Filed under: Corn, Farm, Farm Bureau, genetic modification, GMO, Politics | Tags: Agriculture education, assumptions, Corn, EU countries, farm, Farm Bureau, food safety, GMO, gmo debate, GMO's, politics, science
I was reading a “GMO Fact Sheet” put out by an anti-GMO group recently and was struck by several of their “facts” that I knew to be untrue. One of those “facts” was that GMO’s were banned in the European Union (EU), and since they were banned there, all other “right thinking” countries should also ban them.
There were some assumptions made by these “fact finders” that are indeed not facts. First off was the assumptions that since a few vocal countries have so far banned certain GMO transformation events, then all GMO’s are banned in all of the EU. This assumption is wrong on two counts.
Assumption 1) The EU bans all GMO’s.
The EU is not united in banning GMO’s. There are several of the countries in the EU that allow the planting and use of GMOs. EU countries are allowing the import of more GMO’s every year.
Assumption 2) Since a few GMO events are banned, they all must be banned.
In a conversation I had with a member of the EU delegation to the Farm Bureau meeting in San Antonio, I found out that there are very few GMO events that are not allowed for import into the EU.

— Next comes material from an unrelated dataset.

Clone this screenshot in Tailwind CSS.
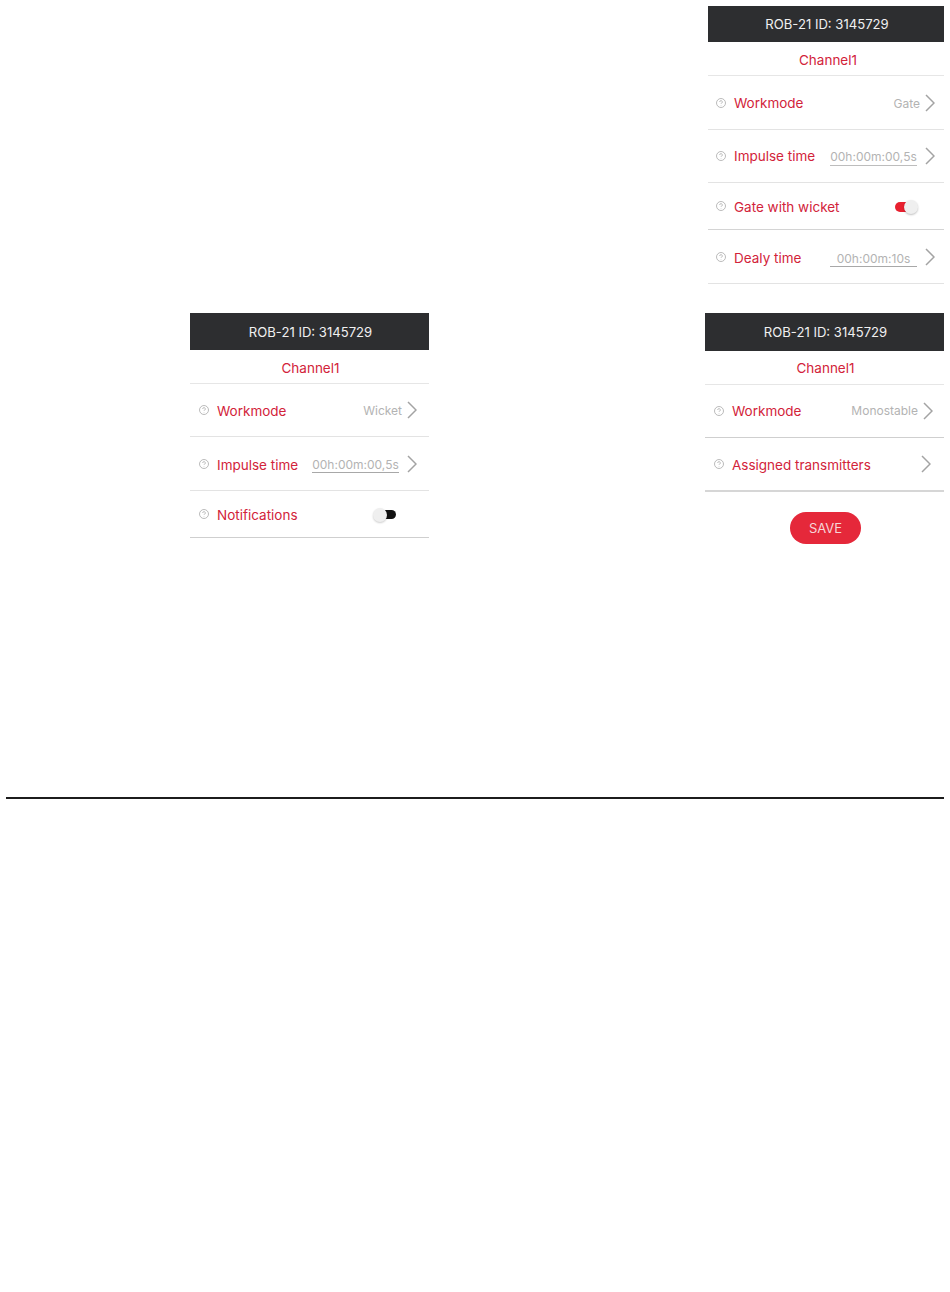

The EU has been a bit slower to approve the planting of GMO crops than the U.S., but that is changing rapidly. Farmers in Italy and France, once the heart of anti-GMO outrage, are now seeing the advantage in planting GMO crops. Now the problem is not local opposition, but laws passed in the past that are the obstacle to planting GMO’s. These laws are being, or will be lifted as local farmers see that they are falling behind.
All too often I see people making assumptions when faced with a few facts. They assume that because (a) is true, (bcdefghijklmnopqrstuvwxyz) is also true. Be careful in what you assume.